3) Creating tile matrices as tile_norm = np.tile(norm.T, (len(norm),1))

4) Then doing np.unique(np.non_zero(np.abs(tile_norm - norm)+np.abs(tile_norm_-norm_) == 0), axis=0), which gives us something like: array([[0, 0, 0, 4], [4, 4, 4, 0]]) where in each row zeros indicate that these indices correspond to the same (2,) vector in the B matrix.

In words, I'm finding (2,) arrays whose norms agree as is, and that also agree when 1 subtracted from them - two equations, two variables.

What I'm looking for is a way to find where each of the unique subarrays occur in B so that using some fancy indexing will allow me to fill the matrix with no repeated calls to the function average_lat_pos (repeated here means calling for the same (alpha, beta, (2,) array) ordered pair).

Answer 1

Vectoring is often better. a slight rearrangement of your function facilitate the job :

import numpy as np
def average_lat_pos(a,b,x,y):  # all arguments are scalars
    return a*x+2*b*y           # as example

n=1000    
B=np.random.rand(n,n,2)


def loops():
    A=np.empty((2*n,2*n))
    for i in range(n):
        for alpha in range(2):

          for j in range(n):
            for beta in range(2):

              A[2*i+alpha,2*j+beta] = average_lat_pos(alpha, beta, 
              B[i,j,0],B[i,j,1])
    return A

To vectorize, just transform loop levels in corresponding dimensions:

Z=average_lat_pos(np.arange(2).reshape(1,2,1,1),np.arange(2).reshape(1,1,1,2),
B[:,:,0].reshape(n,1,n,1),B[:,:,1].reshape(n,1,n,1)).reshape(2*n,2*n)

Tests :

np.allclose(loops(),Z)
Out[105]: True

%timeit loops()
3.73 s ± 9.28 ms per loop (mean ± std. dev. of 7 runs, 1 loop each)

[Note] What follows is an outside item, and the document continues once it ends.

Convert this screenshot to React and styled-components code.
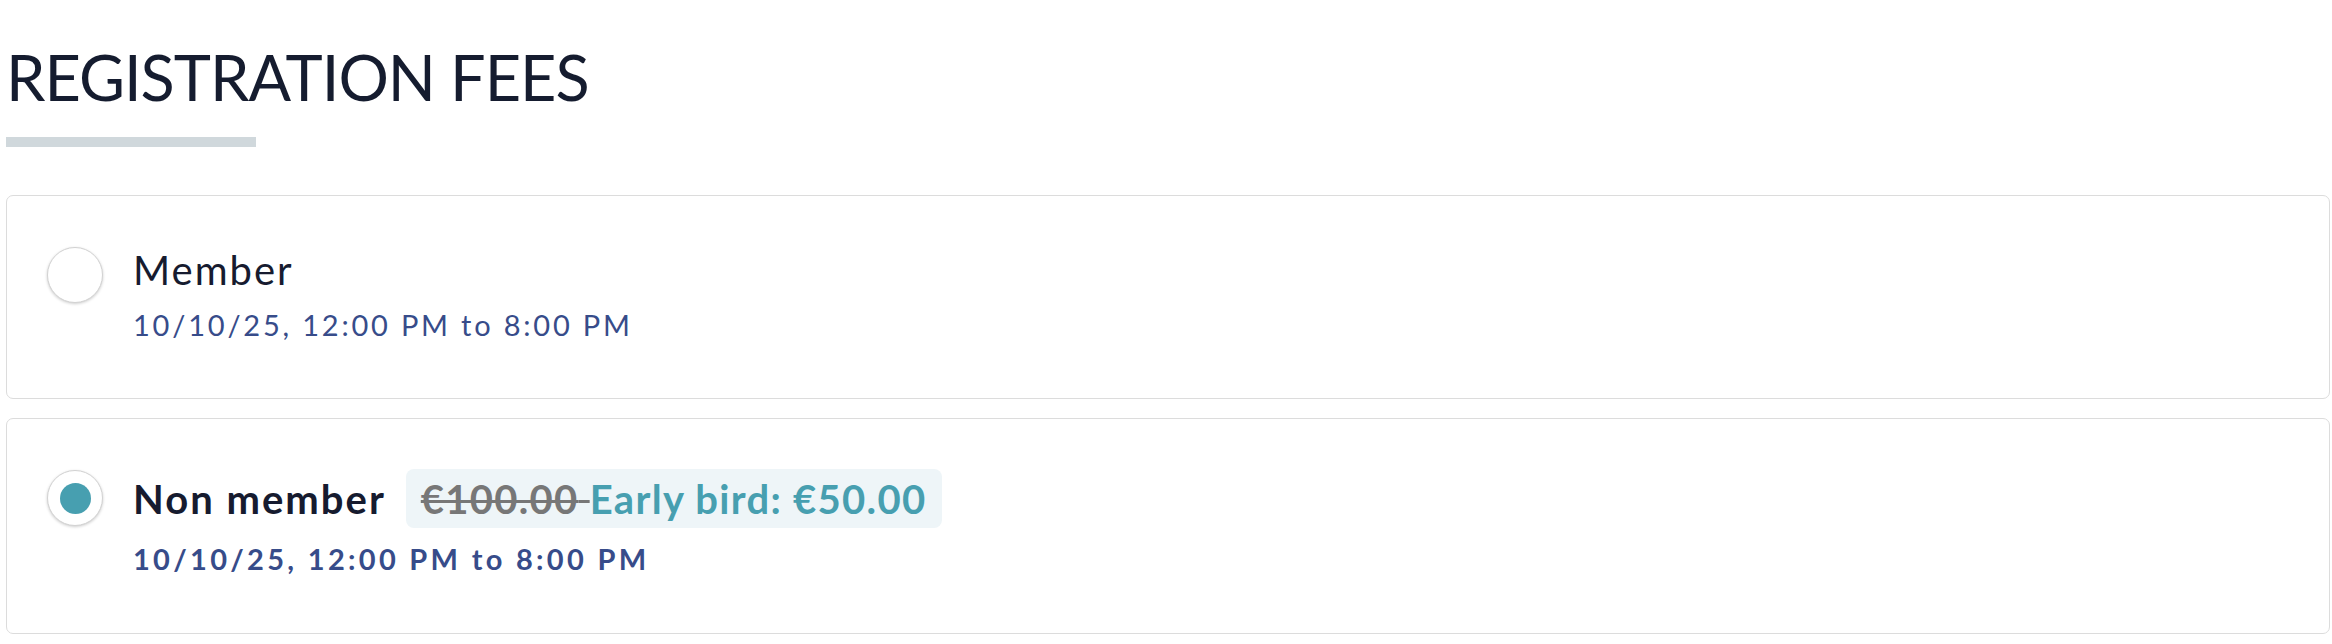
import React from "react";
import styled, { createGlobalStyle } from "styled-components";

const GlobalStyle = createGlobalStyle`
  html, body { margin: 0; padding: 0; background: #ffffff; }
  body { font-family: Lato, "Noto Sans", sans-serif; }
`;

const Page = styled.div`
  padding: 0 2px 0 6px;
  font-family: Lato, "Noto Sans", sans-serif;
`;

const Title = styled.h2`
  margin: 39px 0 0;
  font-size: 63px;
  line-height: 1.2;
  font-weight: 400;
  color: #151c2f;
  letter-spacing: -1px;
`;

const Underline = styled.div`
  margin-top: 22px;
  width: 250px;
  height: 10px;
  background: #d0d8dc;
`;

const List = styled.div`
  margin-top: 48px;
  display: flex;
  flex-direction: column;
  gap: 19px;
`;

const Card = styled.label`
  display: flex;
  align-items: flex-start;
  gap: 30px;
  padding: 50px 40px 56px;
  border: 1px solid #dcdcdc;
  border-radius: 7px;
  background: #fff;
  cursor: pointer;
`;

const Radio = styled.span`
  flex: none;
  margin-top: 1px;
  width: 56px;
  height: 56px;
  box-sizing: border-box;
  border-radius: 50%;
  border: 1.5px solid #d2d2d2;
  box-shadow: 0 1px 3px rgba(0, 0, 0, 0.2);
  background: #fff;
  display: flex;
  align-items: center;
  justify-content: center;
`;

const Dot = styled.span`
  width: 31px;
  height: 31px;
  border-radius: 50%;
  background: #479fb0;
`;

const Content = styled.div`
  display: flex;
  flex-direction: column;
`;

const TitleLine = styled.div`
  display: flex;
  align-items: center;
  gap: 20px;
`;

const Name = styled.span`
  font-size: 40px;
  line-height: 48px;
  font-weight: ${(p) => (p.$selected ? 700 : 400)};
  letter-spacing: 2px;
  color: #161b2f;
`;

const Badge = styled.span`
  display: inline-flex;
  align-items: center;
  padding: 5.5px 16px 5.5px 15px;
  border-radius: 8px;
  background: #eef5f8;
  font-size: 40px;
  line-height: 48px;
  font-weight: 700;
  letter-spacing: 1.3px;
  color: #479fb0;
  white-space: pre;
`;

const OldPrice = styled.s`
  color: #777777;
  text-decoration-thickness: 3px;
`;

const DateText = styled.div`
  margin-top: 14px;
  font-size: 29px;
  line-height: 1.2;
  font-weight: ${(p) => (p.$selected ? 700 : 400)};
  letter-spacing: ${(p) => (p.$selected ? "3.3px" : "2.8px")};
  color: #374c8a;
`;

const fees = [
  { id: "member", name: "Member", date: "10/10/25, 12:00 PM to 8:00 PM" },
  {
    id: "non-member",
    name: "Non member",
    date: "10/10/25, 12:00 PM to 8:00 PM",
    oldPrice: "€100.00",
    earlyBird: "Early bird: €50.00",
    selected: true,
  },
];

export default function App() {
  return (
    <Page>
      <GlobalStyle />
      <Title>REGISTRATION FEES</Title>
      <Underline />
      <List>
        {fees.map((f) => (
          <Card key={f.id}>
            <Radio>{f.selected && <Dot />}</Radio>
            <Content>
              <TitleLine>
                <Name $selected={f.selected}>{f.name}</Name>
                {f.earlyBird && (
                  <Badge>
                    <OldPrice>{f.oldPrice} </OldPrice>
                    {f.earlyBird}
                  </Badge>
                )}
              </TitleLine>
              <DateText $selected={f.selected}>{f.date}</DateText>
            </Content>
          </Card>
        ))}
      </List>
    </Page>
  );
}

%timeit average_lat_pos(np.arange(2).reshape(1,2,1,1),np.arange(2).reshape(1,1,1,2),
   B[:,:,0].reshape(n,1,n,1),B[:,:,1].reshape(n,1,n,1)).reshape(2*n,2*n)
38.7 ms ± 211 µs per loop (mean ± std. dev. of 7 runs, 10 loops each)

%timeit np.unique(B,axis=2)
1.31 s ± 6.12 ms per loop (mean ± std. dev. of 7 runs, 1 loop each)

np.unique implies a O(n ln n) operation, which will kill any potential gain.

But yet better here, use numba, decorating the two functions :

@numba.njit
def average_lat_pos(a,b,x,y):
   ....

@numba.njit
def loops(B):
   ....

then

%timeit loops(B)
3.04 ms ± 34.8 µs per loop (mean ± std. dev. of 7 runs, 100 loops each)


it's now 1000x faster.

Answer 2

One straightforward trick would be to store average_lat_pos arguments in a dictionary. So if the key is in the dictionary, return it's value without needing to compute average_lat_pos for duplicate arguments. Since the average_lat_pos function is not available, I use a dummy function as:

def average_lat_pos(alpha, betha, td):
    result = 0
    for i in range(1000):
        result += 1
    return result

and the final code:

import numpy as np

def average_lat_pos_1(alpha, betha, td):
    get_result = dictionary.get((alpha, betha, td[0], td[1]), 'N')
    if get_result == 'N':
        result = 0
        for i in range(1000):
            result += 1
        dictionary[(alpha, betha, td[0], td[1])] = result
        return result
    else:
        return get_result

def average_lat_pos_2(alpha, betha, td):
    result = 0
    for i in range(1000):
        result += 1
    return result


N = 500
B = np.random.rand(N*N*2) * 100
B = np.floor(B)
B = B.reshape(N,N,2)

dictionary = dict()
A = np.empty([2*N, 2*N])
for i in range(2*N):
    for j in range(2*N):
        A[i, j] = average_lat_pos_1(i%2, j%2, B[i//2, j//2])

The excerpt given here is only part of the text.